Anna Tauzin is the National Restaurant Association’s manager of digital innovation and serves as a multimedia thought leader, leading digital, Web and social strategy development. Here she highlights effective ways to engage guests through social media and technology.

According to the NRA's 2015 Restaurant Industry Forecast, 50 percent of both casual dining and fine dining operators and 40 percent of family dining operators say they plan to devote more resources to social media marketing in 2015.  When it comes to choosing the best social media outlet for your restaurant, the options can seem daunting: Do you communicate via Facebook and Twitter? Share photos on Instagram? Get creative with Vine? What channel will give you the best return on investment?

1. Goals. Kind of.

Social media goals are notoriously hard to measure, and though you may have some in mind, Twitter, Facebook, etc. (increase follower count by 200 percent, directly engage with 50 customers a month on social media), don’t let focusing on pure numbers stop you from connecting with your audience.

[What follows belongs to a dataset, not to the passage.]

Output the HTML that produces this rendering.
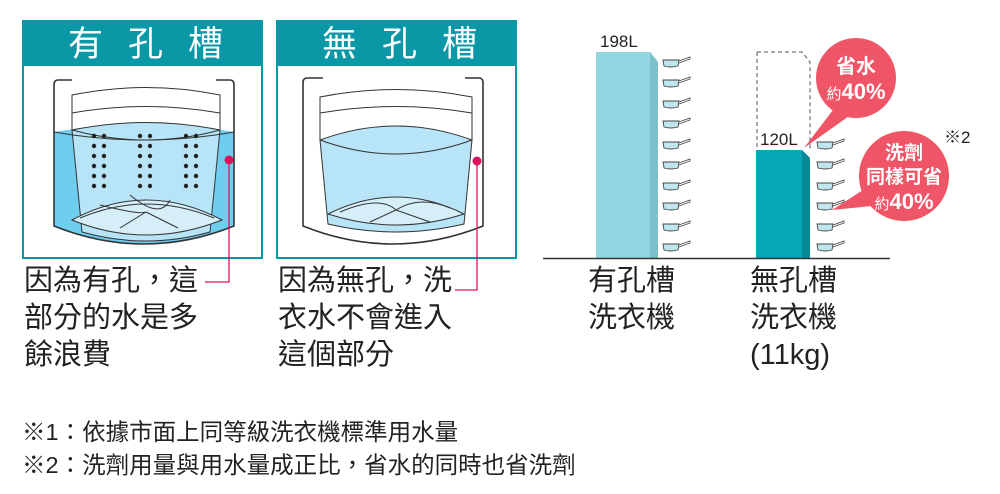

“I don’t think it’s about goals. The conversations are happening, whether you’re partaking in it or not, and you need to be part of that conversation,” said Stacey Kane, vice president of marketing at California Tortilla. “It’s not about ‘I’m going to be on Facebook and it’s going to increase by X percentage.’ It’s, ‘People are talking about me on Twitter and Yelp and here and there… I’d better be listening.’"

2. Where are they?

Next, figure out where your customers are and what sort of networks they are using.  A Pew Internet report from 2012 outlines what percentage and demographics of Internet users are using which network.

Since Facebook has the largest audience – 67 percent of all Internet users frequent the site – it makes sense to begin your social media outreach there.

While building a community there, go ahead and register with the other popular networks in order to claim your username or vanity URL. You can use NameChk to see if your name is still available on dozens of sites all at once. Register, and then upload your logo and basic information about your restaurant. Even if you’re not ready to get active, customers will appreciate your presence and your intent to create a community.

3. What kind of info do you want to share?

Reaching out on social media can be taxing and time-consuming, so consider what your own habits are now and see if they align with what each one is known for.

Do you already take photos with your smart phone? Try Instagram or Vine. Would you rather send out short pieces of information? Go with Twitter. Interested in polling your diners and interacting with more of them directly? Facebook is the place. Do you like curating images (and possibly wedding-themed inspiration boards)? Try out Pinterest.

Of course, the beauty of these networks is you can get almost all of them to synch with the others. For example, if you’re taking and posting photos on Instagram, set it up so it pushes updates to your Facebook, Twitter and Tumblr accounts.

Overall, making some effort to be involved in the conversations happening online about your business is the first step to good social media outreach.